ある塾(Step by Step)には、守らなければならないルールが二つだけあります。
一つは私語を一切しないこと。もう一つは姿勢を正すことです。
私語禁止というルールは比較的わかりやすいルールだと思いますが、これと同じくらい大切にしているのが、姿勢を正すということです。
姿勢を正す目的と言うのは何も見栄えだけの問題ではありません。背筋を伸ばせば成績も伸びると断言できるほど、正しい姿勢というのは学習面で重要なのです。
姿勢を正すことの重要性を、経験則的観点と科学的観点から見ていきましょう。
立腰 ~経験則的観点~
日本の教育界には、古くから「立腰」という言葉があります。
哲学者であり、教育者である森信三が唱えたもので、今でも「立腰」という言葉は全国の学校で見られます。
自分の通っていた学校の廊下やトイレにこの言葉が貼ってあった、という方もおられるのではないでしょうか。
この立腰というのは
一 まず尻をウンと後に引く
二 つぎに腰骨(お尻のやや上方)の中心をウンと前へ突き出す
三 軽くアゴをひき、下腹に力を入れ、持続させる
というもので、これによって、学力向上、精神明晰、心身の健康につながります。
提唱者である森信三は「この一事をわが子にしつけ得たら、親としてわが子への最大の贈り物といってよい」とまで言っています。
これは経験則からくるものでありますが、今でも全国の学校でこの精神が取り入れられているのは、確かな効果があるからです。
立腰教育を取り入れることでクラスが劇的に変わったという話も聞きます。
実際、数学が苦手な子は姿勢の悪い子が多いです。
数学が得意な子は難しい問題にてこずっても、前傾姿勢で机に向かって、必死に考えています。この時の集中力はものすごいものです。
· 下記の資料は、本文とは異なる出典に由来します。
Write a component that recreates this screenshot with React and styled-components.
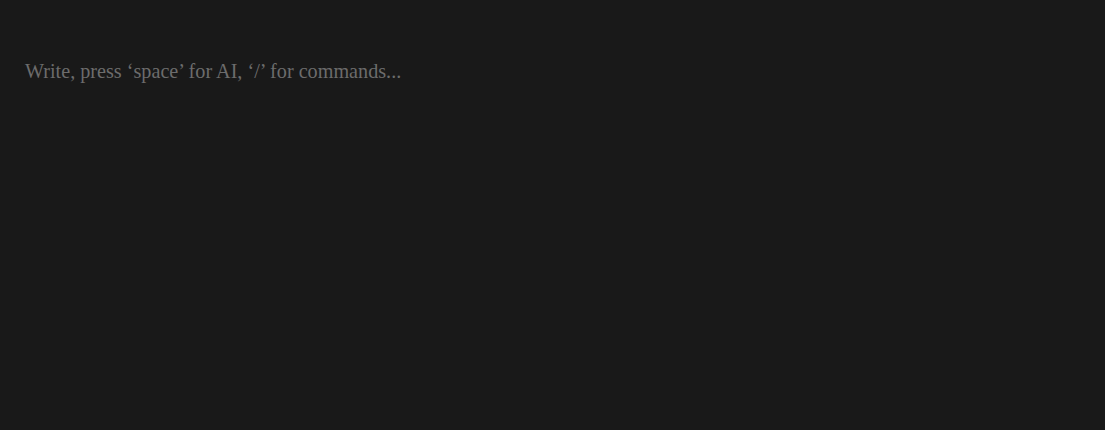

逆に背もたれに背中が付いていたり、頬杖をついたり、ましてや足を組んだりしている子はあまり集中できていません。
この違いは誰が見ても明らかでしょう。
先人たちの経験則からすると、姿勢を正すということは学力の向上につながるものなのです。
フロリダ州立大学の研究結果 ~科学的観点~
さて、経験則として日本では1900年代の中ごろにはすでに唱えられていた姿勢と学習効果の関係性ですが、2005年にはアメリカのフロリダ州立大学の研究によって科学的にも裏付けされるようになりました。
簡単に説明すると、良い姿勢を維持し続けて勉強したことは驚くほど忘れにくく、また同じような姿勢をとった際に記憶力を呼び起こす効果もあるというものです。
つまり、良い姿勢で勉強すれば学習効果が高いことはもちろん、同じようにピシッとした姿勢で受けることになる定期テストや入試などで、勉強したことを思い出す効果もあるということです。
先ほどの立腰教育についても、近年では研究が進み、酸素供給や内臓の圧迫などの関係から、科学的にも良い姿勢であり、学習効果の向上に期待できるとされています。
姿勢と学力の関係について。
勉強の苦手な子のもう一つの特徴は、ペンを持っていない方の手です。左手(左利きであれば右手)がいつも机の下でぶらぶらしている生徒で勉強のできる生徒はほとんど見たことがありません。
手と脳がつながっているというのは有名な話です。
右手は言語や計算などを担当する左脳とつながっていて、左手は、ひらめきや空間認知などを担当する右脳とつながっていると言われています。
これはあくまで予想ではありますが、両手を使うということは脳をフル活用するということで、片手を遊ばせているということは、脳をあまり使えていないということなのではないでしょうか。
科学的に見てもやはり、姿勢を正すということは学力の向上につながるようです。
まとめ
以上から、同じ時間勉強するなら正しい姿勢で勉強をした方が圧倒的に効率が良いことがわかりました。
では、どのような姿勢を取るべきで、どのような姿勢がダメなのかをまとめます。
良い姿勢
- 立腰の姿勢(上記参照)
- 机からこぶし二つ分離れ、やや前傾姿勢
- ペンを持ってない方の手はプリントやノートを押さえる
悪い姿勢
- 猫背、頬杖をつく、足を組む
- 背もたれに背中を当てる
- ペンを持ってない方の手をブラブラと遊ばせる
姿勢を正すことは勉強の得意不得意にかかわらず誰にでもできる学力向上法です。
あなたも今日から背筋をピンと伸ばして、成績も伸ばしましょう。